-- START OF DATA BLOCK --
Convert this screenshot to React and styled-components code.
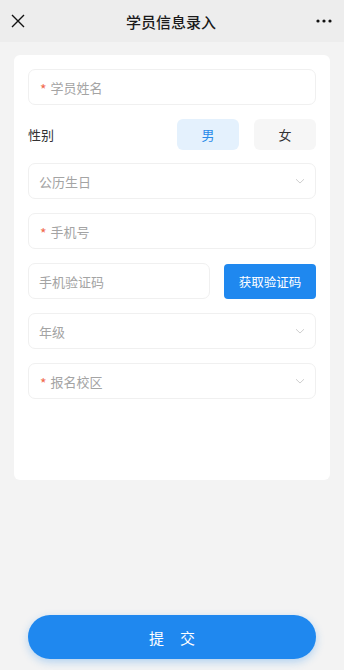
import React from 'react';
import styled, { createGlobalStyle } from 'styled-components';

const Global = createGlobalStyle`
  html, body { margin: 0; padding: 0; background: #f3f3f3; }
  body { font-family: "Noto Sans CJK SC", "Noto Sans", sans-serif; }
  * { box-sizing: border-box; }
`;

const Page = styled.div`
  height: 670px;
  display: flex;
  flex-direction: column;
  background: #f3f3f3;
`;

const TopBar = styled.div`
  height: 42px;
  background: #ededed;
  display: flex;
  align-items: center;
  justify-content: space-between;
  padding: 0 12px 0 10px;
`;

const BarTitle = styled.div`
  font-size: 15px;
  font-weight: 500;
  color: #1a1a1a;
`;

const IconBox = styled.div`
  width: 16px;
  height: 16px;
  display: flex;
  align-items: center;
  justify-content: center;
`;

const Card = styled.div`
  margin: 13px 14px 0;
  height: 425px;
  background: #fff;
  border-radius: 6px;
  padding: 14px 14px;
  display: flex;
  flex-direction: column;
  gap: 14px;
`;

const Field = styled.div`
  height: 36px;
  border: 1px solid #f0f0f0;
  border-radius: 7px;
  display: flex;
  align-items: center;
  padding: 0 10px 0 ${p => (p.$required ? '11px' : '10px')};
  font-size: 13px;
  color: #a4a4a4;
  flex: ${p => (p.$grow ? 1 : 'none')};
`;

const Star = styled.span`
  color: #f1694d;
  font-size: 14px;
  margin-right: 4px;
  position: relative;
  top: 2px;
`;

const Placeholder = styled.span`
  flex: 1;
`;

const Row = styled.div`
  display: flex;
  align-items: center;
  gap: 14px;
`;

const GenderRow = styled.div`
  height: 30px;
  display: flex;
  align-items: center;
`;

const Label = styled.div`
  flex: 1;
  font-size: 13px;
  color: #333;
`;

const Choice = styled.div`
  width: 62px;
  height: 31px;
  border-radius: 6px;
  display: flex;
  align-items: center;
  justify-content: center;
  font-size: 13px;
  margin-left: ${p => (p.$gap ? '15px' : '0')};
  background: ${p => (p.$active ? '#e4f1fd' : '#f6f6f6')};
  color: ${p => (p.$active ? '#2a8be9' : '#333')};
`;

const CodeButton = styled.div`
  width: 92px;
  height: 35px;
  border-radius: 4px;
  background: #1f88ef;
  color: #fff;
  font-size: 12.5px;
  display: flex;
  align-items: center;
  justify-content: center;
`;

const Footer = styled.div`
  margin-top: auto;
  padding: 0 28px 11px;
`;

const Submit = styled.div`
  height: 44px;
  border-radius: 22px;
  background: #1f88ef;
  color: #fff;
  font-size: 15px;
  display: flex;
  align-items: center;
  justify-content: center;
  letter-spacing: 16px;
  text-indent: 16px;
  box-shadow: 0 3px 8px rgba(31, 136, 239, 0.3);
`;

const Chevron = () => (
  <svg width="10" height="10" viewBox="0 0 10 10">
    <path d="M1 3.2 L5 7 L9 3.2" fill="none" stroke="#cfcfcf" strokeWidth="1" />
  </svg>
);

const Input = ({ text, required, select, grow }) => (
  <Field $required={required} $grow={grow}>
    {required && <Star>*</Star>}
    <Placeholder>{text}</Placeholder>
    {select && <Chevron />}
  </Field>
);

export default function App() {
  return (
    <Page>
      <Global />
      <TopBar>
        <IconBox>
          <svg width="14" height="14" viewBox="0 0 14 14">
            <path d="M1 1 L13 13 M13 1 L1 13" stroke="#111" strokeWidth="1.4" fill="none" />
          </svg>
        </IconBox>
        <BarTitle>学员信息录入</BarTitle>
        <IconBox>
          <svg width="16" height="4" viewBox="0 0 16 4">
            <circle cx="2" cy="2" r="1.6" fill="#111" />
            <circle cx="8" cy="2" r="1.6" fill="#111" />
            <circle cx="14" cy="2" r="1.6" fill="#111" />
          </svg>
        </IconBox>
      </TopBar>
      <Card>
        <Input text="学员姓名" required />
        <GenderRow>
          <Label>性别</Label>
          <Choice $active>男</Choice>
          <Choice $gap>女</Choice>
        </GenderRow>
        <Input text="公历生日" select />
        <Input text="手机号" required />
        <Row>
          <Input text="手机验证码" grow />
          <CodeButton>获取验证码</CodeButton>
        </Row>
        <Input text="年级" select />
        <Input text="报名校区" required select />
      </Card>
      <Footer>
        <Submit>提交</Submit>
      </Footer>
    </Page>
  );
}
-- END OF DATA BLOCK --
*INSTRUCTIONS FOR THE TASK*
Except for the pictures, copy the material above exactly.

*REPLY*
Convert this screenshot to React and styled-components code.
import React from 'react';
import styled, { createGlobalStyle } from 'styled-components';

const Global = createGlobalStyle`
  html, body { margin: 0; padding: 0; background: #f3f3f3; }
  body { font-family: "Noto Sans CJK SC", "Noto Sans", sans-serif; }
  * { box-sizing: border-box; }
`;

const Page = styled.div`
  height: 670px;
  display: flex;
  flex-direction: column;
  background: #f3f3f3;
`;

const TopBar = styled.div`
  height: 42px;
  background: #ededed;
  display: flex;
  align-items: center;
  justify-content: space-between;
  padding: 0 12px 0 10px;
`;

const BarTitle = styled.div`
  font-size: 15px;
  font-weight: 500;
  color: #1a1a1a;
`;

const IconBox = styled.div`
  width: 16px;
  height: 16px;
  display: flex;
  align-items: center;
  justify-content: center;
`;

const Card = styled.div`
  margin: 13px 14px 0;
  height: 425px;
  background: #fff;
  border-radius: 6px;
  padding: 14px 14px;
  display: flex;
  flex-direction: column;
  gap: 14px;
`;

const Field = styled.div`
  height: 36px;
  border: 1px solid #f0f0f0;
  border-radius: 7px;
  display: flex;
  align-items: center;
  padding: 0 10px 0 ${p => (p.$required ? '11px' : '10px')};
  font-size: 13px;
  color: #a4a4a4;
  flex: ${p => (p.$grow ? 1 : 'none')};
`;

const Star = styled.span`
  color: #f1694d;
  font-size: 14px;
  margin-right: 4px;
  position: relative;
  top: 2px;
`;

const Placeholder = styled.span`
  flex: 1;
`;

const Row = styled.div`
  display: flex;
  align-items: center;
  gap: 14px;
`;

const GenderRow = styled.div`
  height: 30px;
  display: flex;
  align-items: center;
`;

const Label = styled.div`
  flex: 1;
  font-size: 13px;
  color: #333;
`;

const Choice = styled.div`
  width: 62px;
  height: 31px;
  border-radius: 6px;
  display: flex;
  align-items: center;
  justify-content: center;
  font-size: 13px;
  margin-left: ${p => (p.$gap ? '15px' : '0')};
  background: ${p => (p.$active ? '#e4f1fd' : '#f6f6f6')};
  color: ${p => (p.$active ? '#2a8be9' : '#333')};
`;

const CodeButton = styled.div`
  width: 92px;
  height: 35px;
  border-radius: 4px;
  background: #1f88ef;
  color: #fff;
  font-size: 12.5px;
  display: flex;
  align-items: center;
  justify-content: center;
`;

const Footer = styled.div`
  margin-top: auto;
  padding: 0 28px 11px;
`;

const Submit = styled.div`
  height: 44px;
  border-radius: 22px;
  background: #1f88ef;
  color: #fff;
  font-size: 15px;
  display: flex;
  align-items: center;
  justify-content: center;
  letter-spacing: 16px;
  text-indent: 16px;
  box-shadow: 0 3px 8px rgba(31, 136, 239, 0.3);
`;

const Chevron = () => (
  <svg width="10" height="10" viewBox="0 0 10 10">
    <path d="M1 3.2 L5 7 L9 3.2" fill="none" stroke="#cfcfcf" strokeWidth="1" />
  </svg>
);

const Input = ({ text, required, select, grow }) => (
  <Field $required={required} $grow={grow}>
    {required && <Star>*</Star>}
    <Placeholder>{text}</Placeholder>
    {select && <Chevron />}
  </Field>
);

export default function App() {
  return (
    <Page>
      <Global />
      <TopBar>
        <IconBox>
          <svg width="14" height="14" viewBox="0 0 14 14">
            <path d="M1 1 L13 13 M13 1 L1 13" stroke="#111" strokeWidth="1.4" fill="none" />
          </svg>
        </IconBox>
        <BarTitle>学员信息录入</BarTitle>
        <IconBox>
          <svg width="16" height="4" viewBox="0 0 16 4">
            <circle cx="2" cy="2" r="1.6" fill="#111" />
            <circle cx="8" cy="2" r="1.6" fill="#111" />
            <circle cx="14" cy="2" r="1.6" fill="#111" />
          </svg>
        </IconBox>
      </TopBar>
      <Card>
        <Input text="学员姓名" required />
        <GenderRow>
          <Label>性别</Label>
          <Choice $active>男</Choice>
          <Choice $gap>女</Choice>
        </GenderRow>
        <Input text="公历生日" select />
        <Input text="手机号" required />
        <Row>
          <Input text="手机验证码" grow />
          <CodeButton>获取验证码</CodeButton>
        </Row>
        <Input text="年级" select />
        <Input text="报名校区" required select />
      </Card>
      <Footer>
        <Submit>提交</Submit>
      </Footer>
    </Page>
  );
}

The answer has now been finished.